Sementara itu dalam paparannya, Adhi menjelaskan Indonesia patut bersyukur karena diberikan anugerah Tuhan dengan jumlah penduduk yang banyak dan juga sumber daya alam yang cukup banyak serta perkembangan terakhir, Indonesia masuk dalam kelompok negara yang memiliki penghasilan GDP (Gross Development Product) mencapai US$ 1 triliun. Dengan kondisi tersebut, dunia pangan merupakan salah satu yang diuntungkan karena kegiatan makan tidak bisa diubah dalam wujud digital (digitalisasi).
Apabila dilihat kembali, Pulau Jawa masih memegang kontribusi pemasukan terbesar bagi GDP hingga 60% dari total GDP. Hal ini menjadi jawaban mengapa industri banyak yang berdiri di Pulau Jawa dan hampir sebagian populasi rakyat Indonesia berada di Pulau Jawa.
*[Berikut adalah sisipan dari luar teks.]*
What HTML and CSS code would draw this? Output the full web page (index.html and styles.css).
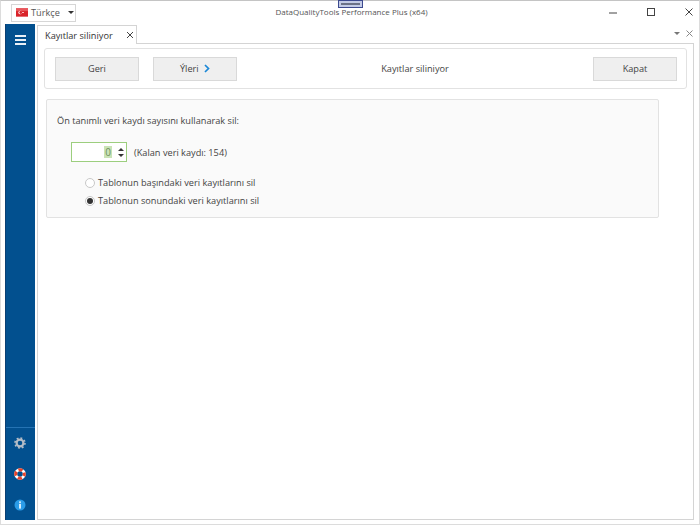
FILE: index.html
```html
<!DOCTYPE html>
<html lang="tr">
  <head>
    <meta charset="UTF-8" />
    <title>DataQualityTools Performance Plus (x64)</title>
    <link rel="stylesheet" href="styles.css">
  </head>
  <body>
    <div class="window">
      <div class="handle"><span></span></div>
      <header class="titlebar">
        <div class="lang">
          <svg class="flag" width="12" height="9" viewBox="0 0 13 9">
            <rect width="13" height="9" fill="#d9232a" />
            <rect width="13" height="3" fill="#e8555a" />
            <circle cx="4.6" cy="4.5" r="2" fill="#fff" />
            <circle cx="5.2" cy="4.5" r="1.6" fill="#d9232a" />
            <rect x="6.8" y="4" width="1.6" height="1" fill="#fff" />
          </svg>
          <span class="lang-name">Türkçe</span>
          <span class="caret"></span>
        </div>
        <div class="title">DataQualityTools Performance Plus (x64)</div>
        <div class="win-btns">
          <svg width="11" height="11" viewBox="0 0 11 11"><path d="M1 6h8" stroke="#444" fill="none" /></svg>
          <svg width="11" height="11" viewBox="0 0 11 11"><rect x="1.5" y="1.5" width="7" height="7" stroke="#444" fill="none" /></svg>
          <svg width="11" height="11" viewBox="0 0 11 11"><path d="M1.5 1.5l7 7M8.5 1.5l-7 7" stroke="#444" fill="none" /></svg>
        </div>
      </header>

      <div class="main">
        <nav class="sidebar">
          <div class="menu-btn"><span></span><span></span><span></span></div>
          <div class="side-tools">
            <svg width="12" height="12" viewBox="0 0 12 12">
              <circle cx="6" cy="6" r="3.4" fill="none" stroke="#b4bcc6" stroke-width="2.2" />
              <circle cx="6" cy="6" r="5" fill="none" stroke="#b4bcc6" stroke-width="1.6" stroke-dasharray="1.9 2" />
            </svg>
            <svg width="12" height="12" viewBox="0 0 12 12">
              <circle cx="6" cy="6" r="4.3" fill="none" stroke="#fff" stroke-width="3" />
              <circle cx="6" cy="6" r="4.3" fill="none" stroke="#e8442a" stroke-width="3" stroke-dasharray="4.2 2.55" stroke-dashoffset="2.1" />
            </svg>
            <svg width="12" height="12" viewBox="0 0 12 12">
              <circle cx="6" cy="6" r="5.5" fill="#2a9be8" />
              <rect x="5.2" y="2.4" width="1.6" height="1.5" fill="#fff" />
              <rect x="5.2" y="4.8" width="1.6" height="4.8" fill="#fff" />
            </svg>
          </div>
        </nav>

        <div class="workspace">
          <div class="tabstrip">
            <div class="tab">
              <span>Kayıtlar siliniyor</span>
              <svg width="8" height="8" viewBox="0 0 8 8"><path d="M1 1l6 6M7 1l-6 6" stroke="#444" fill="none" /></svg>
            </div>
            <div class="strip-btns">
              <span class="caret small"></span>
              <svg width="7" height="7" viewBox="0 0 7 7"><path d="M.5.5l6 6M6.500.5l-6 6" stroke="#888" fill="none" /></svg>
            </div>
          </div>

          <div class="frame">
            <div class="wizard-bar">
              <button class="btn">Geri</button>
              <button class="btn btn-next">
                Ýleri
                <svg width="6" height="9" viewBox="0 0 6 9"><path d="M1 1l3.500 3.500L1 8" stroke="#1b87d6" stroke-width="1.7" fill="none" /></svg>
              </button>
              <div class="step-title">Kayıtlar siliniyor</div>
              <button class="btn">Kapat</button>
            </div>

            <section class="panel">
              <p class="panel-head">Ön tanımlı veri kaydı sayısını kullanarak sil:</p>
              <div class="count-row">
                <div class="spinner">
                  <span class="spin-value">0</span>
                  <span class="spin-arrows"><i class="up"></i><i class="down"></i></span>
                </div>
                <span>(Kalan veri kaydı: 154)</span>
              </div>
              <div class="radios">
                <div class="radio-row"><span class="radio"></span>Tablonun başındaki veri kayıtlarını sil</div>
                <div class="radio-row"><span class="radio checked"></span>Tablonun sonundaki veri kayıtlarını sil</div>
              </div>
            </section>
          </div>
        </div>
      </div>
    </div>
  </body>
</html>
```

FILE: styles.css
```css
html,
body {
  margin: 0;
  height: 100%;
  background-color: #fff;
}
body {
  font-family: "Open Sans", sans-serif;
  font-size: 9.2px;
  color: #444;
  overflow: hidden;
}
.window {
  position: relative;
  width: 700px;
  height: 525px;
  box-sizing: border-box;
  border-top: 1px solid #c4c4c4;
  border-left: 1px solid #dcdcdc;
  border-right: 1px solid #dcdcdc;
  border-bottom: 1px solid #dcdcdc;
  display: flex;
  flex-direction: column;
}
.handle {
  position: absolute;
  top: -1px;
  left: 337px;
  width: 25px;
  height: 8px;
  box-sizing: border-box;
  background-color: #c3cbe6;
  border: 1px solid #3d4a8f;
  display: flex;
  align-items: center;
  justify-content: center;
}
.handle span {
  display: block;
  width: 19px;
  height: 2px;
  background-color: #6a7187;
}

/* title bar */
.titlebar {
  height: 23px;
  display: flex;
  align-items: center;
  position: relative;
  flex: none;
}
.lang {
  margin-left: 10px;
  width: 65px;
  height: 18px;
  box-sizing: border-box;
  border: 1px solid #d6d6d6;
  display: flex;
  align-items: center;
  padding-left: 4px;
}
.flag {
  flex: none;
  margin-right: 3px;
}
.lang-name {
  font-size: 9.2px;
  color: #555;
}
.caret {
  flex: none;
  width: 0;
  height: 0;
  border-left: 3px solid transparent;
  border-right: 3px solid transparent;
  border-top: 3px solid #333;
  margin-left: 8px;
}
.caret.small {
  margin-left: 0;
  border-top-color: #777;
}
.title {
  position: absolute;
  left: 0;
  right: 0;
  top: 5px;
  padding-left: 3px;
  text-align: center;
  font-size: 8px;
  color: #555;
}
.win-btns {
  margin-left: auto;
  margin-right: 4px;
  display: flex;
  gap: 27px;
}

/* sidebar */
.main {
  flex: 1;
  display: flex;
  min-height: 0;
  padding: 0 5px 4px 4px;
}
.sidebar {
  width: 30px;
  flex: none;
  background-color: #02508f;
  display: flex;
  flex-direction: column;
  justify-content: space-between;
  border-left: 1px solid #0a3f73;
  box-sizing: border-box;
}
.menu-btn {
  margin: 11px 0 0 9px;
  display: flex;
  flex-direction: column;
  gap: 2px;
}
.menu-btn span {
  display: block;
  width: 11px;
  height: 2px;
  background-color: #e9f0f7;
}
.side-tools {
  border-top: 1px solid #2573b3;
  padding: 9px 0 9px 8px;
  display: flex;
  flex-direction: column;
  gap: 19px;
}

/* tabs */
.workspace {
  flex: 1;
  margin-left: 2px;
  min-width: 0;
  display: flex;
  flex-direction: column;
}
.tabstrip {
  height: 19px;
  flex: none;
  display: flex;
  align-items: flex-end;
  justify-content: space-between;
}
.tab {
  width: 100px;
  height: 19px;
  box-sizing: border-box;
  border: 1px solid #d4d4d4;
  border-bottom: none;
  background-color: #fff;
  margin-bottom: -1px;
  position: relative;
  display: flex;
  align-items: center;
  justify-content: space-between;
  padding: 0 2px 0 7px;
  color: #333;
}
.strip-btns {
  display: flex;
  align-items: center;
  gap: 6px;
  margin: 0 1px 6px 0;
}
.frame {
  flex: 1;
  border: 1px solid #d4d4d4;
  padding: 4px 6px;
}

/* wizard */
.wizard-bar {
  height: 41px;
  box-sizing: border-box;
  border: 1px solid #e2e2e2;
  border-radius: 3px;
  display: flex;
  align-items: center;
  padding: 0 9px 0 10px;
}
.btn {
  flex: none;
  width: 84px;
  height: 24px;
  box-sizing: border-box;
  border: 1px solid #d9d9d9;
  background-color: #efefef;
  font-family: inherit;
  font-size: 9.2px;
  color: #444;
  padding: 0;
}
.btn-next {
  margin-left: 14px;
}
.btn-next svg {
  margin-left: 3px;
  vertical-align: -1px;
}
.step-title {
  flex: 1;
  text-align: center;
  color: #444;
}

/* panel */
.panel {
  margin: 10px 0 0 2px;
  width: 613px;
  height: 119px;
  box-sizing: border-box;
  background-color: #fafafa;
  border: 1px solid #e2e2e2;
  border-radius: 2px;
  padding: 14px 10px;
}
.panel-head {
  margin: 0;
}
.count-row {
  margin: 15px 0 0 14px;
  display: flex;
  align-items: center;
  gap: 7px;
}
.spinner {
  width: 56px;
  height: 20px;
  box-sizing: border-box;
  border: 1px solid #9cce7e;
  background-color: #fff;
  display: flex;
  align-items: center;
  justify-content: flex-end;
  padding-right: 1px;
}
.spin-value {
  background-color: #c9e3b6;
  color: #6f8f5c;
  font-size: 10px;
  line-height: 12px;
  padding: 0 1px;
}
.spin-arrows {
  margin-left: 5px;
  width: 8px;
  display: flex;
  flex-direction: column;
  align-items: center;
  gap: 3px;
}
.spin-arrows i {
  width: 0;
  height: 0;
  border-left: 3px solid transparent;
  border-right: 3px solid transparent;
}
.spin-arrows .up {
  border-bottom: 3px solid #333;
}
.spin-arrows .down {
  border-top: 3px solid #333;
}
.radios {
  margin: 14px 0 0 28px;
  display: flex;
  flex-direction: column;
  gap: 5px;
}
.radio-row {
  display: flex;
  align-items: center;
  height: 13px;
}
.radio {
  width: 10px;
  height: 10px;
  box-sizing: border-box;
  border: 1px solid #c8c8c8;
  border-radius: 50%;
  background-color: #fff;
  margin-right: 3px;
  display: flex;
  align-items: center;
  justify-content: center;
}
.radio.checked::after {
  content: "";
  width: 6px;
  height: 6px;
  border-radius: 50%;
  background-color: #333;
}
```
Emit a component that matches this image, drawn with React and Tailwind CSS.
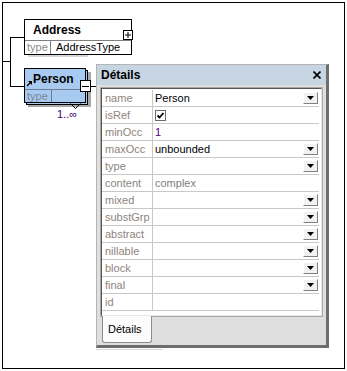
import React from "react";

const rows = [
  { label: "name", value: "Person", drop: true },
  { label: "isRef", check: true },
  { label: "minOcc", value: "1", color: "text-[#50007a]" },
  { label: "maxOcc", value: "unbounded", drop: true },
  { label: "type", drop: true },
  { label: "content", value: "complex", color: "text-[#808080]" },
  { label: "mixed", drop: true },
  { label: "substGrp", drop: true },
  { label: "abstract", drop: true },
  { label: "nillable", drop: true },
  { label: "block", drop: true },
  { label: "final", drop: true },
  { label: "id" },
];

const DropButton = () => (
  <div className="mr-[1px] flex h-[12px] w-[15px] items-center justify-center border-t border-l border-t-white border-l-white border-r border-b border-r-[#808080] border-b-[#808080] bg-[#f2f2f2]">
    <svg width="7" height="4" viewBox="0 0 7 4">
      <polygon points="0,0 7,0 3.5,4" fill="#000" />
    </svg>
  </div>
);

const CheckBox = () => (
  <div className="flex h-[11px] w-[11px] items-center justify-center border border-[#6a6a6a] bg-white">
    <svg width="9" height="9" viewBox="0 0 9 9">
      <polyline points="1.5,4.5 3.5,6.5 7.5,2" fill="none" stroke="#000" strokeWidth="1.8" />
    </svg>
  </div>
);

const DetailsPanel = () => {
  return (
    <div className="absolute left-[93px] top-[61px] flex h-[284px] w-[233px] flex-col border-t border-l border-[#b4b4b4] border-r-[3px] border-b-[3px] border-r-[#6e6e6e] border-b-[#6e6e6e] bg-[#dfdfdf]">
      {/* title bar */}
      <div className="flex h-[20px] items-center justify-between bg-[#c7d4e1] pl-[4px] pr-[5px]">
        <span className="text-[12px] font-bold text-black">Détails</span>
        <svg width="8" height="8" viewBox="0 0 8 8">
          <path d="M0.5 0.5 L7.5 7.5 M7.5 0.5 L0.5 7.5" stroke="#000" strokeWidth="1.6" />
        </svg>
      </div>

      {/* property grid */}
      <div className="ml-[3px] mt-[2px] h-[230px] w-[223px] border border-[#a8a8a8]">
        <div className="h-full w-full border-t border-l border-[#555] border-r border-b border-r-[#e8e8e8] border-b-[#e8e8e8] bg-white pt-[1px]">
          {rows.map((row, i) => (
            <div key={i} className="flex h-[17px] w-[217px] border-b border-[#c8c8c8]">
              <div className="flex w-[51px] items-center border-r border-[#c8c8c8] pl-[3px] text-[11px] text-[#8d847c]">
                {row.label}
              </div>
              <div className={"flex flex-1 items-center justify-between pl-[2px] text-[11px] " + (row.color || "text-black")}>
                {row.check ? <CheckBox /> : <span>{row.value}</span>}
                {row.drop && <DropButton />}
              </div>
            </div>
          ))}
        </div>
      </div>

      {/* tab strip */}
      <div className="flex-1">
        <div className="ml-[5px] -mt-[1px] flex h-[27px] w-[50px] items-center rounded-b-[3px] border border-t-0 border-[#8c8c8c] bg-[#fcfcfc] pl-[5px] text-[11px] text-black">
          Détails
        </div>
      </div>
    </div>
  );
};

export default function App() {
  return (
    <div className="h-[371px] w-[347px] bg-white pl-[2px] pt-[2px] font-['Liberation_Sans',Arial,sans-serif]">
      <div className="relative h-[367px] w-[343px] border border-black">
        {/* connectors */}
        <div className="absolute left-0 top-[58px] h-[1px] w-[8px] bg-black" />
        <div className="absolute left-[7px] top-[34px] h-[50px] w-[1px] bg-black" />
        <div className="absolute left-[7px] top-[34px] h-[1px] w-[14px] bg-black" />
        <div className="absolute left-[7px] top-[83px] h-[1px] w-[14px] bg-black" />

        {/* Address node */}
        <div className="absolute left-[25px] top-[52px] h-[2px] w-[60px] bg-[#d6d6d6]" />
        <div className="absolute left-[21px] top-[16px] flex h-[36px] w-[108px] flex-col border border-black bg-white">
          <div className="flex h-[20px] items-center pl-[8px] text-[12px] font-bold text-black">Address</div>
          <div className="flex h-[14px] border-t border-[#808080] text-[11px]">
            <div className="flex w-[26px] items-center border-r border-[#808080] pl-[2px] text-[#8a8a8a]">type</div>
            <div className="flex items-center pl-[5px] text-black">AddressType</div>
          </div>
        </div>
        <div className="absolute left-[120px] top-[27px] flex h-[10px] w-[10px] items-center justify-center border border-black bg-white">
          <svg width="8" height="8" viewBox="0 0 8 8">
            <path d="M1 4 H7 M4 1 V7" stroke="#000" strokeWidth="1" />
          </svg>
        </div>

        {/* Person node (with repeated copies) */}
        <div className="absolute left-[25px] top-[69px] h-[35px] w-[63px] bg-[#a8a8a8]" />
        <div className="absolute left-[23px] top-[67px] h-[35px] w-[62px] border border-black bg-[#a8caf0]" />
        <div className="absolute left-[21px] top-[65px] flex h-[35px] w-[62px] flex-col border border-black bg-[#a8caf0]">
          <div className="flex h-[20px] items-center pl-[8px] text-[12px] font-bold text-black">Person</div>
          <div className="flex h-[13px] border-t border-[#6b7f99] text-[11px]">
            <div className="flex w-[27px] items-center border-r border-[#6b7f99] pl-[2px] text-[#7d8794]">type</div>
          </div>
        </div>
        <svg className="absolute left-[23px] top-[77px]" width="7" height="7" viewBox="0 0 7 7">
          <path d="M1 6 L5 2" stroke="#000" strokeWidth="1.3" />
          <polygon points="2,1 6,1 6,5" fill="#000" />
        </svg>
        <div className="absolute left-[77px] top-[77px] flex h-[12px] w-[11px] items-center justify-center border border-black bg-white">
          <div className="h-[1px] w-[7px] bg-black" />
        </div>
        <div className="absolute left-[88px] top-[83px] h-[1px] w-[5px] bg-black" />
        <svg className="absolute left-[67px] top-[100px]" width="11" height="6" viewBox="0 0 11 6">
          <polyline points="0.5,0.5 5.5,5.5 10.5,0.5" fill="none" stroke="#000" strokeWidth="1" />
        </svg>
        <div className="absolute left-[54px] top-[105px] text-[11px] leading-[12px] text-[#400070]">1..∞</div>

        <DetailsPanel />
        <div className="absolute left-[93px] top-[346px] h-[1px] w-[67px] bg-[#d8d8d8]" />
      </div>
    </div>
  );
}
Namun, ditegaskan oleh Adhi bahwa pemerintah saat ini sedang mengupayakan pemerataan terkait distribusi barang.
Industri makanan dan minuman sendiri masuk dalam Rencana Induk Pembangunan Industri Nasional 2015-2035 dan menjadi salah satu industri andalan karena kontribusi terhadap pertumbuhan GDP sangat besar. Untuk industri makanan di Indonesia berjumlah sekitar 100 hingga 6000 dan jumlah yang lebih besar ditunjukkan dari industri kecil, menengah, dan rumah tangga sekitar 1,6 juta. Banyaknya pelaku industri kecil turut mendukung perekonomian nasional dan bahkan pertumbuhannya seringkali lebih besar dari pertumbuhan nasional. Berdasarkan data, pertumbuhan industri kecil, menengah, dan rumah tangga hingga quarter III di tahun 2017 mencapai 9,6% sedangkan kontribusi terhadap PDB (produk domestik bruto) sekitar 35%. Dibandingkan sektor migas, sektor Non-migas (salah satunya pangan) menyumbang kontribusi terbesar bagi pendapatan negara.
“Saat kita bertemu dengan Presiden Jokowi, dikatakan industri pangan dan minuman merupakan industri yang paling tahan dan paling bagus karena apabila kedua industri tersebut sudah goyang artinya ekonomi negara tersebut sudah menjelang kehancuran” tegas Adhi.
Berdasarkan data BPS (Badan Pusat Statistik), di tahun 2017, pertumbuhan industri makanan dan minuman mengalami anomali terutama di industri minuman yang penjualannya mengalami perlambatan tetapi masih ada pertumbuhan. Menurut Adhi, industri makanan dan minuman erat kaitannya dengan distribusi yang terbagi dalam 2 jalur, modern trade yang terdiri dari minimarket, supermarket, dan hypermarket serta traditional trade yang terdiri dari pasar tradisional dan toko. Pertumbuhan penjualan lebih besar ditunjukkan oleh modern trade sebesar 1,3%
Masalah yang melanda saat ini, untuk jalur supermarket dan hypermarket, pertumbuhan penjualan mengalami kerugian. Berbeda dengan keduanya, pertumbuhan minimarket saat ini semakin banyak dan mulai menjamur. Menurut data audit retail dari Nielsen, pertumbuhan penjualan produk makanan memang menunjukkan penurunan dibandingkan tahun lalu, akan tetapi lebih baik dibandingkan sektor di luar makanan. Dilihat dari pertumbuhan FMCG (Fast Moving Consumer Good) yang mensurvey produk retail dari 5 kategori, menunjukkan pertumbuhan di Pulau Jawa mengalami perlambatan sedangkan di luar Pulau Jawa justru sebaliknya yaitu mengalami peningkatan. Menurut Adhi, hal ini terjadi karena pemerintah saat ini lebih condong mendorong distribusi menuju Indonesia bagian timur. Selain itu, pulau di luar Jawa seperti Sumatra dan Kalimantan juga didorong oleh sumber daya alam yang cukup besar yang berkontribusi peningkatan persebaran produk.
Dijelaskan pula oleh Adhi bahwa beberapa negara di Benua Eropa dan Amerika Serikat, isu hangat saat ini adalah food loss and waste artinya sampah sisa makanan telah menjadi topik pengelolaan sampah yang dibicarakan secara khusus. Sementara di Indonesia yang menganut sistem expired date juga menghadapi persoalan yang sama tentang sampah sisa makanan. Sebaliknya dalam kondisi tersebut ada sebagian saudara kita yang hidupnya masih kekurangan gizi. Maka perlu langkah konkrit untuk mengantisipasi terkait food loss and waste, salah satunya adalah dengan disruptive technology baik dalam industri makanan maupun pengolahan agrobisnis.